**Directions for this task:** Pictures stay out. Extract the lines below from the first one through the line with "const COLS = 'grid", both included.

**Data provided:**
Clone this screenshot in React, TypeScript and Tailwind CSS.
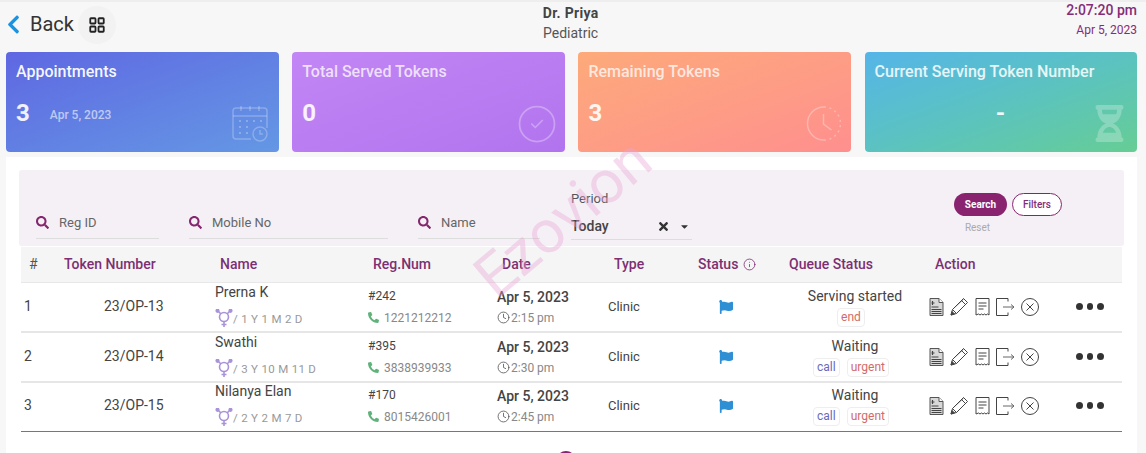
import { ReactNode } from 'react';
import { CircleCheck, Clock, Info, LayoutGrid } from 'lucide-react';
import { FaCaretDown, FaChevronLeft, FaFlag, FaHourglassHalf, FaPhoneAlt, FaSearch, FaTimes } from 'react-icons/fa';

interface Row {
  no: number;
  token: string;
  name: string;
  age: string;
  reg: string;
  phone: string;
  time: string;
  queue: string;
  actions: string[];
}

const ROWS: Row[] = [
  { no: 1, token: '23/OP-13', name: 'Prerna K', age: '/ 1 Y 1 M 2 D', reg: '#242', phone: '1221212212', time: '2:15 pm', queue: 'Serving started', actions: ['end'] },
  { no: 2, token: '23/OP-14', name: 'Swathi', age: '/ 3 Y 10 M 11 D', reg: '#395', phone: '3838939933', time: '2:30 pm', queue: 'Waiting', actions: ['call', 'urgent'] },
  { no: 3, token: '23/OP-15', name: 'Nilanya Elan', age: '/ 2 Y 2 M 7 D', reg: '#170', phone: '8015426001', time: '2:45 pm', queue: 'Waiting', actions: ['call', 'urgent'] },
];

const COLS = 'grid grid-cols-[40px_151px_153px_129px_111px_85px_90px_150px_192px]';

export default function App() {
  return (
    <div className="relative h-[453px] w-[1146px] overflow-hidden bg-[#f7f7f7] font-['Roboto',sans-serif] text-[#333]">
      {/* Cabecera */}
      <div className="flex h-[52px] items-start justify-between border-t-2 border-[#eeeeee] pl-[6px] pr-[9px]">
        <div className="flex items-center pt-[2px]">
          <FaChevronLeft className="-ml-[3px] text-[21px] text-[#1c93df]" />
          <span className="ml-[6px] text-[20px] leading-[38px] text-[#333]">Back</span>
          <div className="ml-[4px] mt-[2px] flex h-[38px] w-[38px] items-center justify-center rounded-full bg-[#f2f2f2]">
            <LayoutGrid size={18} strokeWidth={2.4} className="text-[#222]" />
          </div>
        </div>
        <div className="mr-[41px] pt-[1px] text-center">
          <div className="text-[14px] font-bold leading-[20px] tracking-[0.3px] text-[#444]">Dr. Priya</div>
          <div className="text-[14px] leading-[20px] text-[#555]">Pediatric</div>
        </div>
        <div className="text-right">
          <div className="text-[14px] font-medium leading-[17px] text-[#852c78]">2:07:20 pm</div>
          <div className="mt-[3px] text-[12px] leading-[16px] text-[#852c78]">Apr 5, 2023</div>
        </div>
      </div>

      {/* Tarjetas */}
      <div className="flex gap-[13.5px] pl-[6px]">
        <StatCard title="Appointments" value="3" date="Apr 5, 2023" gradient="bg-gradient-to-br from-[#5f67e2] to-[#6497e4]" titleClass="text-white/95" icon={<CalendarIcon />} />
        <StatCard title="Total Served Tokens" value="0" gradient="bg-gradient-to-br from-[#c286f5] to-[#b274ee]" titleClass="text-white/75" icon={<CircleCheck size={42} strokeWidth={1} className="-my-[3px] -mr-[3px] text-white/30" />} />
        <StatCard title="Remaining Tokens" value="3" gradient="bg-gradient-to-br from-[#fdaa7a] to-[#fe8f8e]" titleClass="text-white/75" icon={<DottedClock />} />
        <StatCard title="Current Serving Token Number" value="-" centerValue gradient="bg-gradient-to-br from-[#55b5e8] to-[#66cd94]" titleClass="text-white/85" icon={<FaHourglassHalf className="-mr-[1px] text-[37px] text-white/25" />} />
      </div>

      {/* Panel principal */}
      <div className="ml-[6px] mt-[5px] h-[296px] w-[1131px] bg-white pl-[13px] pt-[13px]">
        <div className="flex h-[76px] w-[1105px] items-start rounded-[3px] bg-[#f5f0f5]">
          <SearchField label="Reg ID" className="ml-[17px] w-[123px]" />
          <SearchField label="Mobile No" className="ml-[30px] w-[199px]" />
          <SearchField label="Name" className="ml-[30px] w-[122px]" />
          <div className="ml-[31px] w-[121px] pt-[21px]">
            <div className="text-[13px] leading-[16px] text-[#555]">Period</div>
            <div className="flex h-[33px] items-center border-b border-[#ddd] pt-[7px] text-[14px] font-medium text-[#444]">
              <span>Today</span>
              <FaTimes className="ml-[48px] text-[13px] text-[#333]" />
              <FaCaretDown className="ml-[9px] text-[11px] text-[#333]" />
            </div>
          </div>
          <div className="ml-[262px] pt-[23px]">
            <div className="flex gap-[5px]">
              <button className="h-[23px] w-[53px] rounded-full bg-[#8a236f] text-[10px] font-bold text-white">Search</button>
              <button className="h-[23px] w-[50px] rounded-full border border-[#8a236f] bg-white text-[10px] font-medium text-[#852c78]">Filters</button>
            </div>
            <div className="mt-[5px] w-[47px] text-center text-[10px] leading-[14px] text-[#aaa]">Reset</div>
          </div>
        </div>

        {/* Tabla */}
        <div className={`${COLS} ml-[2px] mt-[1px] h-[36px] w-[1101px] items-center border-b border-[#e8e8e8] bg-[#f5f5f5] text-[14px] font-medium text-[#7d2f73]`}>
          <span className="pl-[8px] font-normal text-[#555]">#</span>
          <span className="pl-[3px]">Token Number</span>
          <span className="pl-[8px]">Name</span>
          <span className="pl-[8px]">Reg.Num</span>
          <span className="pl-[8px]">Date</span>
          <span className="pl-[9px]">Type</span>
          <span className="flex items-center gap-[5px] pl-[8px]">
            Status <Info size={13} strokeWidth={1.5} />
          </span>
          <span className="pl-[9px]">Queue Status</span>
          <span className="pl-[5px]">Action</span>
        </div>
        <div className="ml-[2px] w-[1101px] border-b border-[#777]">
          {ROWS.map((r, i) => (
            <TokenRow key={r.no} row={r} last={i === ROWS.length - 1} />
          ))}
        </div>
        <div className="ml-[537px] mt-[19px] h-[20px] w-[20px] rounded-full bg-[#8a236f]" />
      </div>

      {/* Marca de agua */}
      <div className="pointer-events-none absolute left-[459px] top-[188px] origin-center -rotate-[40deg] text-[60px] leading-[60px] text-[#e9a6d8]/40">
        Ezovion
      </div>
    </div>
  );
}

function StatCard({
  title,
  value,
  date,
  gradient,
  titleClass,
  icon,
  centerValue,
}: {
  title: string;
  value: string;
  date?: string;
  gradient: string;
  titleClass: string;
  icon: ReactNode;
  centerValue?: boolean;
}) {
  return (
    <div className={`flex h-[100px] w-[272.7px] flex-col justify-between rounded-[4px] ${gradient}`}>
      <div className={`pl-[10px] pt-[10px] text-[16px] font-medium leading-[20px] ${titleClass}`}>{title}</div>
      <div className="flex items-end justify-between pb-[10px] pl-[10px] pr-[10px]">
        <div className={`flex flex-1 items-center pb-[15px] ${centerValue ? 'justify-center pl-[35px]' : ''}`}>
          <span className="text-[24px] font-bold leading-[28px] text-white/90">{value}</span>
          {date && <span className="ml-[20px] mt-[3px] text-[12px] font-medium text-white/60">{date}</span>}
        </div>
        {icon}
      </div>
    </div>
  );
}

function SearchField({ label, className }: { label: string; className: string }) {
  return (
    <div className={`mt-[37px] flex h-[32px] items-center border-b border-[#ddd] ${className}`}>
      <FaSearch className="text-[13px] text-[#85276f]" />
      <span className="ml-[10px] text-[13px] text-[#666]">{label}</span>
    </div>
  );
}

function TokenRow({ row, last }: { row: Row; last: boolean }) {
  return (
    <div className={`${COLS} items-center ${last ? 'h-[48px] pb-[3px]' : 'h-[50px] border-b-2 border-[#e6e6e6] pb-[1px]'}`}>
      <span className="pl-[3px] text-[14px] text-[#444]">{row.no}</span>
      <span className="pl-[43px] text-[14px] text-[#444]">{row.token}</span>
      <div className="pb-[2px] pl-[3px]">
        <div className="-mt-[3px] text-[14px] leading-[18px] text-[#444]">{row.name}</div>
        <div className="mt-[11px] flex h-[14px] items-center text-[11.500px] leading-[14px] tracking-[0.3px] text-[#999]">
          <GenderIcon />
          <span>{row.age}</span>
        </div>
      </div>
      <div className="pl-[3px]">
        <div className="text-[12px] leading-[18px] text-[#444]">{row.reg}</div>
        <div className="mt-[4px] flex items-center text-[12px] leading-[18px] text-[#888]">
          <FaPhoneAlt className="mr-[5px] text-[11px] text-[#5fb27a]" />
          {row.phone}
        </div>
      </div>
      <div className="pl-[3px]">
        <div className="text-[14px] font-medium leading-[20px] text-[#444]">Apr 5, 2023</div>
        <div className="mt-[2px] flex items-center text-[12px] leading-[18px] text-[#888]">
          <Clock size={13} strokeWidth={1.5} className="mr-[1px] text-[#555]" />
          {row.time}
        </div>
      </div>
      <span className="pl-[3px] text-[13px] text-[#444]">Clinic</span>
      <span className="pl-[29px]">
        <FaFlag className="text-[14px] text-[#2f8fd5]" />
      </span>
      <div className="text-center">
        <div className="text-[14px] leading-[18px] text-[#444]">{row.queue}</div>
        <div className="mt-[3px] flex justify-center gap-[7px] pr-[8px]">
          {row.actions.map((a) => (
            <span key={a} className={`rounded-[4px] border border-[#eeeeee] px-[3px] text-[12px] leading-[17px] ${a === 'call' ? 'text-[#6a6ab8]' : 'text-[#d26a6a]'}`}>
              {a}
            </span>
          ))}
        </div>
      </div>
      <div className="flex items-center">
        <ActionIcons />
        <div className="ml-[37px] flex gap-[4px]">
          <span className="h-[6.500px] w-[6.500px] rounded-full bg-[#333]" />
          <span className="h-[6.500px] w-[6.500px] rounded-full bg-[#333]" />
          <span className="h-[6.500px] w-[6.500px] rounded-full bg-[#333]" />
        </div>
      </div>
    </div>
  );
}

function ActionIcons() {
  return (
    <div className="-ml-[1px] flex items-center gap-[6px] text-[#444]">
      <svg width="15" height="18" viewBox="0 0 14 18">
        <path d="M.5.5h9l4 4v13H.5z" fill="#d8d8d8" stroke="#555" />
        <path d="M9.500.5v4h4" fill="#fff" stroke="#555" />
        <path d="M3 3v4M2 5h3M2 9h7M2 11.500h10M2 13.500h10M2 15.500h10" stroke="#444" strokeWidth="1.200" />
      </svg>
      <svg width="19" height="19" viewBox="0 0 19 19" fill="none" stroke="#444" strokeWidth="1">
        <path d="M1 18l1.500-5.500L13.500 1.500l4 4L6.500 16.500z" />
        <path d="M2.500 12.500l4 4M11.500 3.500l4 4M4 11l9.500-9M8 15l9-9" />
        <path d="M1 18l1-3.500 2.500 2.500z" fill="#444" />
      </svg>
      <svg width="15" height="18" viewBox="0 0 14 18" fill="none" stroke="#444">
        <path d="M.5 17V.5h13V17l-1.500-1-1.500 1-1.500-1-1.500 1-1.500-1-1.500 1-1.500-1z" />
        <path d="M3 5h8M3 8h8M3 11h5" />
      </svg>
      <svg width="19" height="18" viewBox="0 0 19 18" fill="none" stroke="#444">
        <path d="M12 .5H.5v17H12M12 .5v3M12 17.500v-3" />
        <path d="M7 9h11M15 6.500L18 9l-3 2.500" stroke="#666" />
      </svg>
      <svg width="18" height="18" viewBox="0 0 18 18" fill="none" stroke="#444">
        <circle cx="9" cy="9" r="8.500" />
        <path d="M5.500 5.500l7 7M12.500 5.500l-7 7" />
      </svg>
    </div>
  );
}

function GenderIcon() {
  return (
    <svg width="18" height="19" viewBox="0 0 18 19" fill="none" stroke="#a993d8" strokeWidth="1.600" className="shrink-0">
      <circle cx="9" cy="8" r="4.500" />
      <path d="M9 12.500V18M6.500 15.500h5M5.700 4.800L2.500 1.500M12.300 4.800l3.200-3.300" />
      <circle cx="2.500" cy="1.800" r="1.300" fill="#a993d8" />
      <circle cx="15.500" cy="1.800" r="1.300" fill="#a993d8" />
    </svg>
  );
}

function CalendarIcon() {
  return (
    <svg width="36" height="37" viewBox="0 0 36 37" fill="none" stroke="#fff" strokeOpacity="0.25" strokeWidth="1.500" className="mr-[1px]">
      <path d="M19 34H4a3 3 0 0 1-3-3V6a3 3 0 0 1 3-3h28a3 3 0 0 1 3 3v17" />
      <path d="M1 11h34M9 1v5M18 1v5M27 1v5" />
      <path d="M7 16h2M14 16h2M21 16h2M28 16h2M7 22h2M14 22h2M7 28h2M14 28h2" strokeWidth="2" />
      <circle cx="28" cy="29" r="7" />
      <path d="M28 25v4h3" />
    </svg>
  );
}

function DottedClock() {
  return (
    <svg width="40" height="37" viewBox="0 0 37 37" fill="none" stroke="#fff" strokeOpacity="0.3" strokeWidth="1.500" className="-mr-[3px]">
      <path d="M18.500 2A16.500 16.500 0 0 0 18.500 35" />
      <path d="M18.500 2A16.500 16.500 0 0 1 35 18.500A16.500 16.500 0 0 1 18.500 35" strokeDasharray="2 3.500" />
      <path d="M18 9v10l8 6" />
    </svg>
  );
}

**Answer below:**
Clone this screenshot in React, TypeScript and Tailwind CSS.
import { ReactNode } from 'react';
import { CircleCheck, Clock, Info, LayoutGrid } from 'lucide-react';
import { FaCaretDown, FaChevronLeft, FaFlag, FaHourglassHalf, FaPhoneAlt, FaSearch, FaTimes } from 'react-icons/fa';

interface Row {
  no: number;
  token: string;
  name: string;
  age: string;
  reg: string;
  phone: string;
  time: string;
  queue: string;
  actions: string[];
}

const ROWS: Row[] = [
  { no: 1, token: '23/OP-13', name: 'Prerna K', age: '/ 1 Y 1 M 2 D', reg: '#242', phone: '1221212212', time: '2:15 pm', queue: 'Serving started', actions: ['end'] },
  { no: 2, token: '23/OP-14', name: 'Swathi', age: '/ 3 Y 10 M 11 D', reg: '#395', phone: '3838939933', time: '2:30 pm', queue: 'Waiting', actions: ['call', 'urgent'] },
  { no: 3, token: '23/OP-15', name: 'Nilanya Elan', age: '/ 2 Y 2 M 7 D', reg: '#170', phone: '8015426001', time: '2:45 pm', queue: 'Waiting', actions: ['call', 'urgent'] },
];

const COLS = 'grid grid-cols-[40px_151px_153px_129px_111px_85px_90px_150px_192px]';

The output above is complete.